Mike: I’ve been doing a lot of research on three core things I want to focus on even more this year. The three As! Automation, audience and attribution are three things which we already look at but which are going to become even more important this year. In terms of automation, the conversation that we’ve had around several accounts, is if we’re pushing all this automation – smart bidding, smart creative etc then how can we retain that human element and ensure that we are using a combination of new technology to make paid more efficient, but combining that with the deep knowledge and contextual understanding of paid media specialists to really ramp up what we can do for our clients. 

Audiences is something that J alluded to, in the sense of what are people actually interested in and what do they want to know?
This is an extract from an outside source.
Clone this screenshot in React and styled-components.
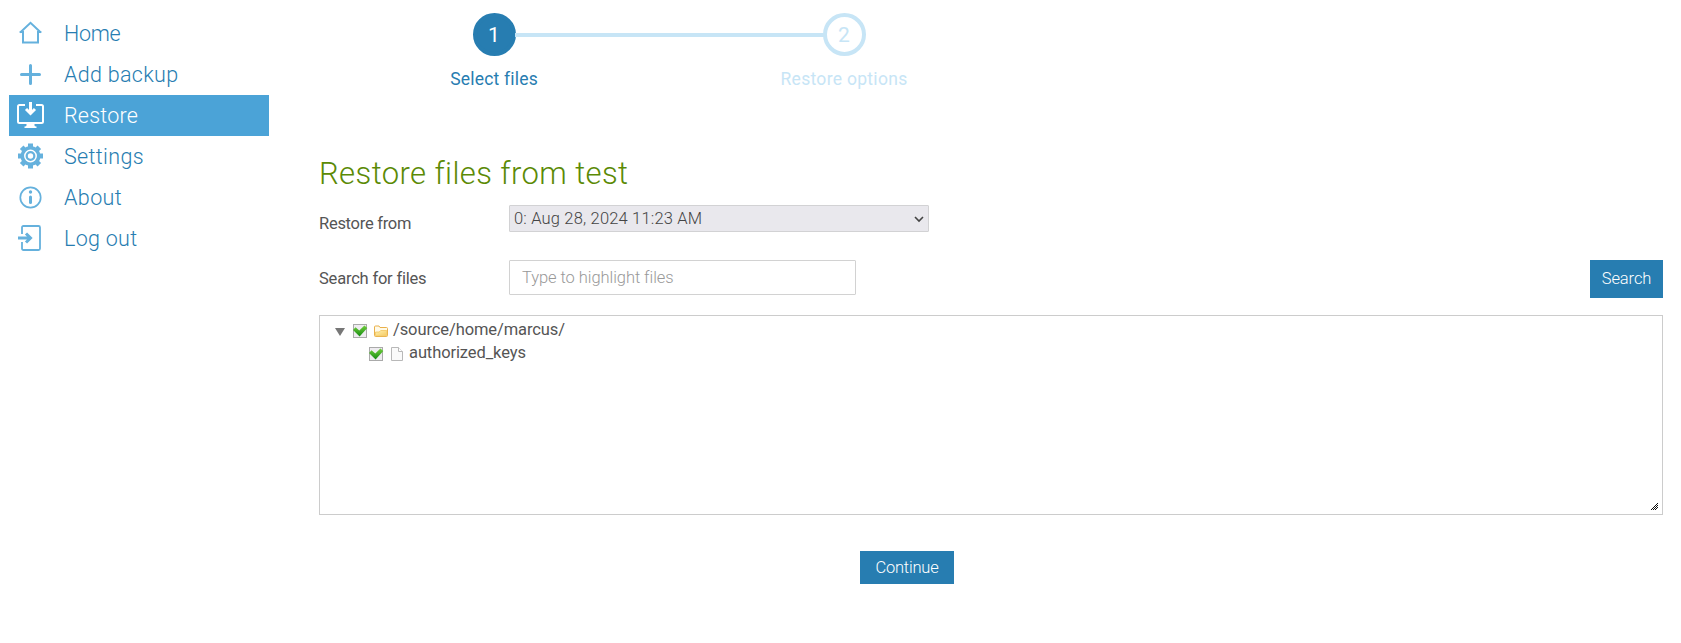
import React from "react";
import styled, { createGlobalStyle } from "styled-components";

const Global = createGlobalStyle`
  * { box-sizing: border-box; }
  body { margin: 0; background: #fff; color: #555; font: 16px/20px Roboto, "Liberation Sans", sans-serif; }
`;
const Page = styled.div`
  display: flex;
  width: 1681px;
  height: 643px;
  overflow: hidden;
`;
const Sidebar = styled.nav`
  width: 260px;
  margin: 13px 50px 0 9px;
  flex: none;
`;
const NavItem = styled.a`
  display: flex;
  align-items: center;
  height: 41px;
  color: ${(p) => (p.$active ? "#fff" : "#277db1")};
  background: ${(p) => (p.$active ? "#4ba3d7" : "transparent")};
  font-size: 21.5px;
  font-weight: 300;
  line-height: 40px;
  letter-spacing: ${(p) => p.$ls}px;
  white-space: nowrap;
  svg { width: 28px; height: 28px; margin: 0 20px 0 7px; flex: none; color: ${(p) => (p.$active ? "#fff" : "#65b1dd")}; }
  span { padding-top: 1px; }
`;
const Main = styled.main`
  width: 1344px;
  flex: none;
`;
const Steps = styled.div`
  display: flex;
  width: 700px;
  height: 92px;
  padding-top: 13px;
`;
const Step = styled.div`
  display: flex;
  flex-direction: column;
  align-items: center;
  width: 160px;
  margin-left: ${(p) => p.$gap}px;
  color: ${(p) => (p.$active ? "#277db1" : "#c7e5f6")};
`;
const Circle = styled.div`
  width: 43px;
  height: 43px;
  border-radius: 50%;
  border: 4px solid ${(p) => (p.$active ? "#277db1" : "#c7e5f6")};
  background: ${(p) => (p.$active ? "#277db1" : "#fff")};
  color: ${(p) => (p.$active ? "#fff" : "#c7e5f6")};
  font-size: 21px;
  line-height: 36px;
  text-align: center;
`;
const StepLabel = styled.div`
  margin-top: 13px;
  font-size: 17.5px;
  line-height: 20px;
  letter-spacing: ${(p) => p.$ls}px;
  white-space: nowrap;
`;
const Connector = styled.div`
  width: 309px;
  height: 4px;
  margin: 20px -60px 0 -59px;
  background: #c7e5f6;
  flex: none;
`;
const Title = styled.h1`
  margin: 0;
  padding-top: 62px;
  height: 113px;
  color: #5b8a05;
  font-size: 31px;
  font-weight: 300;
  line-height: 40px;
  letter-spacing: 0.4px;
`;
const Field = styled.div`
  display: flex;
  align-items: flex-start;
  height: 55px;
`;
const Label = styled.label`
  width: 190px;
  padding-top: 9px;
  font-size: 16.5px;
  line-height: 20px;
  letter-spacing: ${(p) => p.$ls}px;
`;
const Select = styled.div`
  display: flex;
  align-items: center;
  justify-content: space-between;
  width: 420px;
  height: 27px;
  padding: 0 4px;
  border: 1px solid #d2d2d4;
  border-radius: 1px;
  background: #e9e8ed;
  color: #444;
  font-size: 16.5px;
  font-weight: 300;
  letter-spacing: 0.18px;
`;
const Input = styled.input`
  width: 347px;
  height: 35px;
  padding: 0 12px 1px;
  border: 1px solid #d2d2d2;
  border-radius: 1px;
  outline: 0;
  font: 300 16.5px/20px Roboto, "Liberation Sans", sans-serif;
  letter-spacing: -0.06px;
  &::placeholder { color: #999; opacity: 1; }
`;
const Button = styled.button`
  width: ${(p) => p.$w}px;
  height: ${(p) => p.$h}px;
  padding: 0;
  border: 0;
  background: #277db1;
  color: #fff;
  font: 300 16.5px/20px Roboto, "Liberation Sans", sans-serif;
  letter-spacing: ${(p) => p.$ls}px;
`;
const SearchButton = styled(Button)`
  margin-left: auto;
  padding-bottom: 1px;
`;
const Tree = styled.div`
  position: relative;
  height: 200px;
  padding: 3px 0 0 15px;
  border: 1px solid #ccc;
`;
const TreeRow = styled.div`
  display: flex;
  align-items: center;
  height: 23px;
  padding-left: ${(p) => p.$indent}px;
  font-size: 16.5px;
  line-height: 20px;
  letter-spacing: -0.1px;
`;
const RowIcon = styled.svg`
  flex: none;
  margin: ${(p) => p.$top ?? 1}px ${(p) => p.$gap}px 0 0;
`;
const Name = styled.span`
  padding-bottom: 2px;
`;
const Grip = styled.svg`
  position: absolute;
  right: 4px;
  bottom: 4px;
`;
const Actions = styled.div`
  display: flex;
  justify-content: center;
  padding: 36px 168px 0 0;
`;

const HomeIcon = () => (
  <svg viewBox="0 0 28 28" fill="none" stroke="currentColor" strokeWidth="2"><path d="M4.200 12.500 14.500 2.800 24.800 12.500M7 11v11.500h15V11M3.600 12H7M22 12h3.400" /></svg>
);
const PlusIcon = () => (
  <svg viewBox="0 0 28 28" fill="none" stroke="currentColor" strokeWidth="3" strokeLinecap="round"><path d="M14.5 4.500v18M5.500 13.500h18" /></svg>
);
const RestoreIcon = () => (
  <svg viewBox="0 0 28 28" fill="none" stroke="currentColor" strokeWidth="2">
    <path d="M9 3H3.5Q2 3 2 4.500V19.500Q2 21 3.500 21H25.500Q27 21 27 19.500V4.500Q27 3 25.500 3H20" />
    <path d="M14.5 0v11" strokeWidth="3" /><path d="m10 7 4.500 4.500L19 7" strokeWidth="3" />
    <path fill="currentColor" stroke="none" d="M10.500 21.500h8v2q0 1 2 1v1.500H8.500v-1.500q2 0 2-1z" />
  </svg>
);
const GearIcon = () => (
  <svg viewBox="0 0 28 28" fill="none" stroke="currentColor">
    {[0, 45, 90, 135].map((a) => <path key={a} d="M14.500 .500v25" strokeWidth="5" transform={`rotate(${a} 14.500 13)`} />)}
    <circle cx="14.500" cy="13" r="10" fill="currentColor" stroke="none" />
    <circle cx="14.500" cy="13" r="5.700" stroke="#fff" strokeWidth="1.500" />
    <circle cx="14.500" cy="13" r="2.700" fill="#fff" stroke="none" />
  </svg>
);
const InfoIcon = () => (
  <svg viewBox="0 0 28 28" fill="none" stroke="currentColor">
    <circle cx="14.500" cy="13.500" r="10.200" strokeWidth="1.700" />
    <circle cx="14.500" cy="8" r="1.700" fill="currentColor" stroke="none" />
    <path d="M14.500 13v5.500" strokeWidth="3" strokeLinecap="round" />
  </svg>
);
const LogoutIcon = () => (
  <svg viewBox="0 0 28 28" fill="none" stroke="currentColor" strokeWidth="1.800">
    <path d="M6 9V2.500Q6 1 7.500 1H22.500Q24 1 24 2.500V23.500Q24 25 22.500 25H7.500Q6 25 6 23.500V17" />
    <path d="M2 13h12M10 8.500l4.500 4.500L10 17.500" strokeWidth="3" />
  </svg>
);
const Check = () => (
  <RowIcon $gap={5} width="16" height="16" viewBox="0 0 16 16">
    <defs><linearGradient id="tick" x2="0" y2="1"><stop stopColor="#72cf3c" /><stop offset="1" stopColor="#148b12" /></linearGradient></defs>
    <rect x="1.500" y="1.500" width="13" height="13" fill="#eeecf0" stroke="#aaa" />
    <path d="M1 7 3.500 4.300 7.300 7.600 12.400 2.500 15.300 5 7.600 13.500z" fill="url(#tick)" />
  </RowIcon>
);
const Folder = () => (
  <RowIcon $gap={4} width="16" height="16" viewBox="0 0 16 16">
    <defs><linearGradient id="fold" x2="1" y2="1"><stop stopColor="#fff0b0" /><stop offset="1" stopColor="#f5cb62" /></linearGradient></defs>
    <path d="M1.500 12.500V4Q1.500 3 2.500 3h3.500l1 1.500h6.500q1 0 1 1v7q0 1-1 1h-11q-1 0-1-1z" fill="#fffae8" stroke="#e9b04b" />
    <path d="M2.500 12.800V9h3.700l1.500-1.500h6v5.300z" fill="url(#fold)" stroke="#f1c55f" strokeWidth=".8" />
  </RowIcon>
);
const FileIcon = () => (
  <RowIcon $gap={4} width="16" height="16" viewBox="0 0 16 16">
    <path d="M2.500 1.500h7l4 4v9h-11z" fill="#fafafa" stroke="#b8b8b8" /><path d="M9.500 1.500v4h4" fill="#fff" stroke="#b8b8b8" />
  </RowIcon>
);

const items = [
  ["Home", HomeIcon, -0.3], ["Add backup", PlusIcon, 0.3], ["Restore", RestoreIcon, 0.2],
  ["Settings", GearIcon, 0.35], ["About", InfoIcon, 0.4], ["Log out", LogoutIcon, 0.3],
];
const gripDots = [[6, 0], [5, 1], [4, 2], [6, 2], [3, 3], [5, 3], [2, 4], [4, 4], [6, 4], [1, 5], [3, 5], [5, 5], [0, 6], [2, 6], [4, 6]];

export default function App() {
  return (
    <Page>
      <Global />
      <Sidebar>
        {items.map(([name, Icon, ls]) => (
          <NavItem key={name} $active={name === "Restore"} $ls={ls}><Icon /><span>{name}</span></NavItem>
        ))}
      </Sidebar>
      <Main>
        <Steps>
          <Step $active $gap={95}><Circle $active>1</Circle><StepLabel $ls={0.2}>Select files</StepLabel></Step>
          <Connector />
          <Step $gap={0}><Circle>2</Circle><StepLabel $ls={0.3}>Restore options</StepLabel></Step>
        </Steps>
        <Title>Restore files from test</Title>
        <Field>
          <Label $ls={-0.27}>Restore from</Label>
          <Select>
            <span>0: Aug 28, 2024 11:23 AM</span>
            <svg width="10" height="8" viewBox="0 0 10 8" fill="none" stroke="#444" strokeWidth="1.600"><path d="m1 2 4 4 4-4" /></svg>
          </Select>
        </Field>
        <Field>
          <Label $ls={-0.2}>Search for files</Label>
          <Input placeholder="Type to highlight files" />
          <SearchButton $w={73} $h={38} $ls={-0.1}>Search</SearchButton>
        </Field>
        <Tree>
          <TreeRow $indent={0}>
            <RowIcon $gap={7} $top={2} width="10" height="8" viewBox="0 0 10 8"><path d="M0 0h10L5 8z" fill="#777" /></RowIcon>
            <Check /><Folder /><Name>/source/home/marcus/</Name>
          </TreeRow>
          <TreeRow $indent={33}>
            <Check /><FileIcon /><Name>authorized_keys</Name>
          </TreeRow>
          <Grip width="7" height="7" shapeRendering="crispEdges">{gripDots.map(([x, y]) => <rect key={`${x}-${y}`} x={x} y={y} width="1" height="1" fill="#111" />)}</Grip>
        </Tree>
        <Actions><Button $w={94} $h={33} $ls={-0.2}>Continue</Button></Actions>
      </Main>
    </Page>
  );
}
We need to be working on providing really tailored content for what an audience wants. I’m looking at that from a platform perspective as well. Every article I read about platforms for 2022 has TikTok as their top, go to platform. TikTok was’t built for my generation, which is why we have specialists like Shaak on the team, but in terms of audiences we’re looking at how the arena has fragmented and people like TikTok, Instagram and lots of other platforms out there are offering a paid alternative and a marketing aspect to what they do. Just before Christmas 2021, TikTok buddied up with Shopify, so clearly there will be more monetisation of the platform in their plans for 2022. 

The final one is attribution, and where the value comes from. We talked years ago about assisted value, Google talks about it all the time, and we know that nobody goes to a website on the first visit and spends a significant amount of money. We know there’s a journey, and digital marketers need to be cleverer about how they manage this journey. This is a cross specialism thing as well – it’s definitely not just about paid search. There’s lots of stuff that Chris and the SEO team do that feeds into this, as well as J and conversion optimisation. It’s all part of that customer journey and everything is assisting in the conversion so it’s vital all marketing teams work together on this.